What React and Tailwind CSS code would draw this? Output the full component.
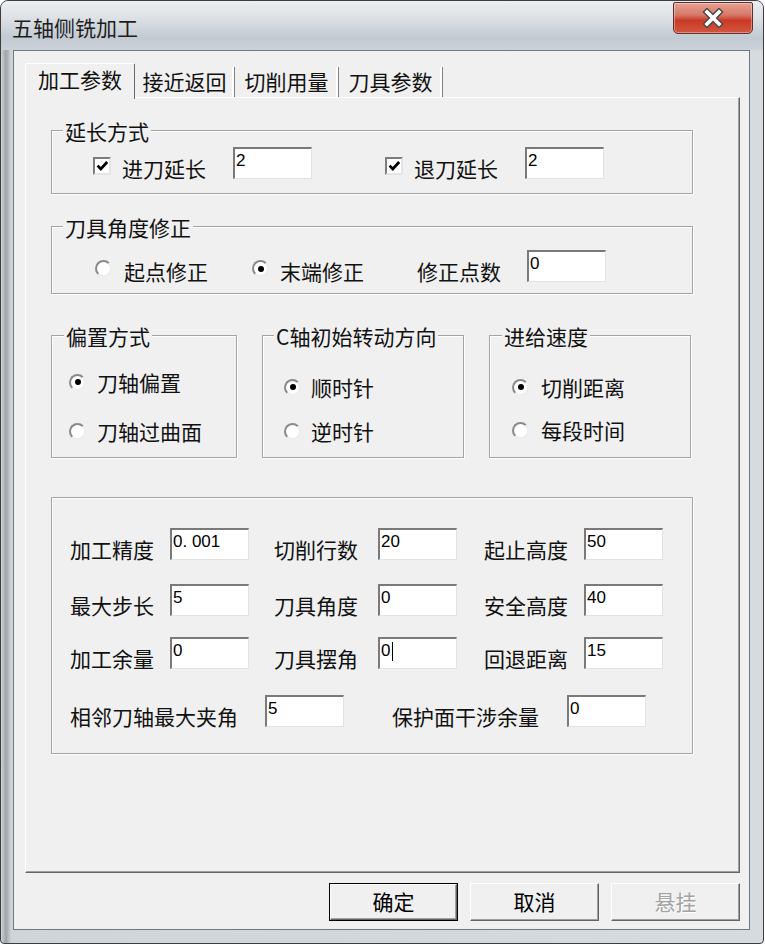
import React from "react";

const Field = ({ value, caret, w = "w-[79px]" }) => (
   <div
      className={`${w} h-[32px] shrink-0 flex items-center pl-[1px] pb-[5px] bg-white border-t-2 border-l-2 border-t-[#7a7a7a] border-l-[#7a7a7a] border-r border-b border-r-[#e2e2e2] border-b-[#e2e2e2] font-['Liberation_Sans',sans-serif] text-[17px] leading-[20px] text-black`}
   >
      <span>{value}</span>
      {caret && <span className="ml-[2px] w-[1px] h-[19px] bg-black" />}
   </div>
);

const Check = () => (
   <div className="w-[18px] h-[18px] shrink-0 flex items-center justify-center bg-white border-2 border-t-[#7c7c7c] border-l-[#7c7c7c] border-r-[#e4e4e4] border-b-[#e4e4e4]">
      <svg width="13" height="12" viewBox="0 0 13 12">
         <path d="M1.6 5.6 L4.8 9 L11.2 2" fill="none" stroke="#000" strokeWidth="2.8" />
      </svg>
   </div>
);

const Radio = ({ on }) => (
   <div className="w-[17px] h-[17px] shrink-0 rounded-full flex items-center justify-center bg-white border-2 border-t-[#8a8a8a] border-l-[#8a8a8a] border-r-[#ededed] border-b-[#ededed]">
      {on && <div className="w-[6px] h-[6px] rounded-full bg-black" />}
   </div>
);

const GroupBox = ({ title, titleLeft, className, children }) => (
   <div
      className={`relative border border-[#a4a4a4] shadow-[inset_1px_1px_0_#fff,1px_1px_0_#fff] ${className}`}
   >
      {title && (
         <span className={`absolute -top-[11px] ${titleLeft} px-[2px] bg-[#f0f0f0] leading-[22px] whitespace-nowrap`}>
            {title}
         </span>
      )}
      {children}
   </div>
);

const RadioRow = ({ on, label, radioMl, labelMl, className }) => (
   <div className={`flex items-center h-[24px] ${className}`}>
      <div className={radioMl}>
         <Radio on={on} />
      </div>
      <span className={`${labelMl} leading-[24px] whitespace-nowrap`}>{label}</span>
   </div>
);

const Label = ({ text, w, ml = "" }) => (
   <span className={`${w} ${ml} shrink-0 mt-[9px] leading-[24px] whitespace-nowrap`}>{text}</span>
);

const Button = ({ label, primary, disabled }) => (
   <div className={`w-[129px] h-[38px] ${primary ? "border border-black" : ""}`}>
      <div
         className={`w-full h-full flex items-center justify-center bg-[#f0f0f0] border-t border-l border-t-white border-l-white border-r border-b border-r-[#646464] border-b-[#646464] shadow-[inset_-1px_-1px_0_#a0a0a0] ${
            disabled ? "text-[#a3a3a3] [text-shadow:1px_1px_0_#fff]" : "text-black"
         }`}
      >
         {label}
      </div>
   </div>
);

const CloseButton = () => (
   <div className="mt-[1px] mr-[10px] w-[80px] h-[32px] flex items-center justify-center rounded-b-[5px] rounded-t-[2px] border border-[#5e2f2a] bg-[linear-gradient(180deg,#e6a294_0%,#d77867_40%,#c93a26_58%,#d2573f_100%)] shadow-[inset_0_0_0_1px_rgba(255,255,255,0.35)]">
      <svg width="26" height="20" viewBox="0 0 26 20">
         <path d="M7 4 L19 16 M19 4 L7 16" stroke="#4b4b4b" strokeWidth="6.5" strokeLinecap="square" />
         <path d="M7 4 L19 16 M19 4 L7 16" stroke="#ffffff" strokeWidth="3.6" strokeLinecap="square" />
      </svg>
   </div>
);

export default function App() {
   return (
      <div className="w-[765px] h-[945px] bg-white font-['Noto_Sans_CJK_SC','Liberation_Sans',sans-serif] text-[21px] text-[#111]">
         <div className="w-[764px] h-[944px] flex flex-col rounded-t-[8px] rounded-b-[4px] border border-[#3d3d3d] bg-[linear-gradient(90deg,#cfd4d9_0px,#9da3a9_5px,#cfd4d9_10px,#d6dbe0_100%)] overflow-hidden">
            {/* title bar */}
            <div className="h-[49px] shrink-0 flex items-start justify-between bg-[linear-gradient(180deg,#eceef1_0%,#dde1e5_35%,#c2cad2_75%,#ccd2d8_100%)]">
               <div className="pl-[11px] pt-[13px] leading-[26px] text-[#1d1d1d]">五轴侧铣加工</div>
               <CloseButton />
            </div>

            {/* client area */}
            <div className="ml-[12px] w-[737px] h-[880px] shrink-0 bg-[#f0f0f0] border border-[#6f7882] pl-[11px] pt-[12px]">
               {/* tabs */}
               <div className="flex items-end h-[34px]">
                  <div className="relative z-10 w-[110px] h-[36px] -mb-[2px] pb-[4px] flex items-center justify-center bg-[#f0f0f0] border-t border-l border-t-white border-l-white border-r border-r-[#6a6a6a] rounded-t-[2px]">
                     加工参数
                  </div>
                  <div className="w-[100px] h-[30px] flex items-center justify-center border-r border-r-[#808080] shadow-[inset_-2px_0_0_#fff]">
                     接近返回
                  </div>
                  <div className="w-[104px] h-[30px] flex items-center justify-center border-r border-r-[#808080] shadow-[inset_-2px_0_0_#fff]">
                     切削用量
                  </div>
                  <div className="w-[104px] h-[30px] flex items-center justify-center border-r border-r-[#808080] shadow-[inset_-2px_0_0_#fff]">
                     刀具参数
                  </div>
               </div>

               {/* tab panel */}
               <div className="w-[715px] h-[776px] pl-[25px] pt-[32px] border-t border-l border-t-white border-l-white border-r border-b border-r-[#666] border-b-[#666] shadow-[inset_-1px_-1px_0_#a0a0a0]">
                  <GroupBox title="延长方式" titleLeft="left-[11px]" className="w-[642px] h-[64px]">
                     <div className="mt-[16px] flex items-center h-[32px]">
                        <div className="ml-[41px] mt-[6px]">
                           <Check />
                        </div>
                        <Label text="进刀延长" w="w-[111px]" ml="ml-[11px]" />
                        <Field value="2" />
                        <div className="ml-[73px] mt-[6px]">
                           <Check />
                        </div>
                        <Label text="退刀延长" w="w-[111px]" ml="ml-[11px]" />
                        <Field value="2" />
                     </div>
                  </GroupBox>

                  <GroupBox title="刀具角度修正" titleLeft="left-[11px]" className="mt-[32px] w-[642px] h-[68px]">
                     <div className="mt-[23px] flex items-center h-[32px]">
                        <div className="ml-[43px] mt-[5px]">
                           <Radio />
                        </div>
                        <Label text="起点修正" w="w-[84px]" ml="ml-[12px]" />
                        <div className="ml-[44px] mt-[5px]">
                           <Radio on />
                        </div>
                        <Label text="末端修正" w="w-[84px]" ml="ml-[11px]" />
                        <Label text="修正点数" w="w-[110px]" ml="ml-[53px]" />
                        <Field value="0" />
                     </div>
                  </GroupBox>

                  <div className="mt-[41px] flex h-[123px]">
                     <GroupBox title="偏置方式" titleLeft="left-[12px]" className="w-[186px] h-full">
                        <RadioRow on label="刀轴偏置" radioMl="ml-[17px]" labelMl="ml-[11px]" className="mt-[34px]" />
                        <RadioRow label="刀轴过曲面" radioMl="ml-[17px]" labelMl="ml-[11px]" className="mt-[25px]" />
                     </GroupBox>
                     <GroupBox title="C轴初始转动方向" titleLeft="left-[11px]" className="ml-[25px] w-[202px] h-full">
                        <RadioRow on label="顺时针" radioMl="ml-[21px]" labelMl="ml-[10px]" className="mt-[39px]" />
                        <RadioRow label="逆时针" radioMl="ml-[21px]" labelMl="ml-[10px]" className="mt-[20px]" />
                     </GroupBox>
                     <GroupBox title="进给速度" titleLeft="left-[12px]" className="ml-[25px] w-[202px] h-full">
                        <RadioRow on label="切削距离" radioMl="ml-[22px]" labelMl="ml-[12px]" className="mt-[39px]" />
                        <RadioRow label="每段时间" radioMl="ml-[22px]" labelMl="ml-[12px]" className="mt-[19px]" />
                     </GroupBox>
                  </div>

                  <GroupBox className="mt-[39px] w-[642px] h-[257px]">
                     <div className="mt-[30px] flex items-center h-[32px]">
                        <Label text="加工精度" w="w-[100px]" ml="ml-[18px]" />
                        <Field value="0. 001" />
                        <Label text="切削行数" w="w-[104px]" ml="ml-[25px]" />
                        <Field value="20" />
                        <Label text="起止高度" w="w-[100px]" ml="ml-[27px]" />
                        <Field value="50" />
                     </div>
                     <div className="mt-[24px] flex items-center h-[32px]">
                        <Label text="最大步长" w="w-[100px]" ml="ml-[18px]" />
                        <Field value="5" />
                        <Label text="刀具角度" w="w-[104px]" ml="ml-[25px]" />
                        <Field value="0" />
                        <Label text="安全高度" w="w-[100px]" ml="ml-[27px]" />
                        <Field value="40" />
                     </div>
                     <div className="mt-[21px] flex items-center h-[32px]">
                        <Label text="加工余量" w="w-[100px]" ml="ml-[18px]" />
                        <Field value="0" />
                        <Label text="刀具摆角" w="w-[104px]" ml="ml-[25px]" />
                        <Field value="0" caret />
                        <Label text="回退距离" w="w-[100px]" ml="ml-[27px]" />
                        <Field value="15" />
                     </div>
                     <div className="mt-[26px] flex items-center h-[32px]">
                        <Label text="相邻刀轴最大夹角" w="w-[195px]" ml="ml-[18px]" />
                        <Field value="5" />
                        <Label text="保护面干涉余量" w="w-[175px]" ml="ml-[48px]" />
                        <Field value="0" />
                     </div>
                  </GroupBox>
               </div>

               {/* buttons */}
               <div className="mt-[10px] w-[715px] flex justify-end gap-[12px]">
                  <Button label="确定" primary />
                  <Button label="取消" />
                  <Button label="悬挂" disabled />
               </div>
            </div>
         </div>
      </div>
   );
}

···

What the task requires: Leave the pictures out and reproduce exactly the lines from the top of the listing above through the line with "import React from".

Solution for this exercise:
What React and Tailwind CSS code would draw this? Output the full component.
import React from "react";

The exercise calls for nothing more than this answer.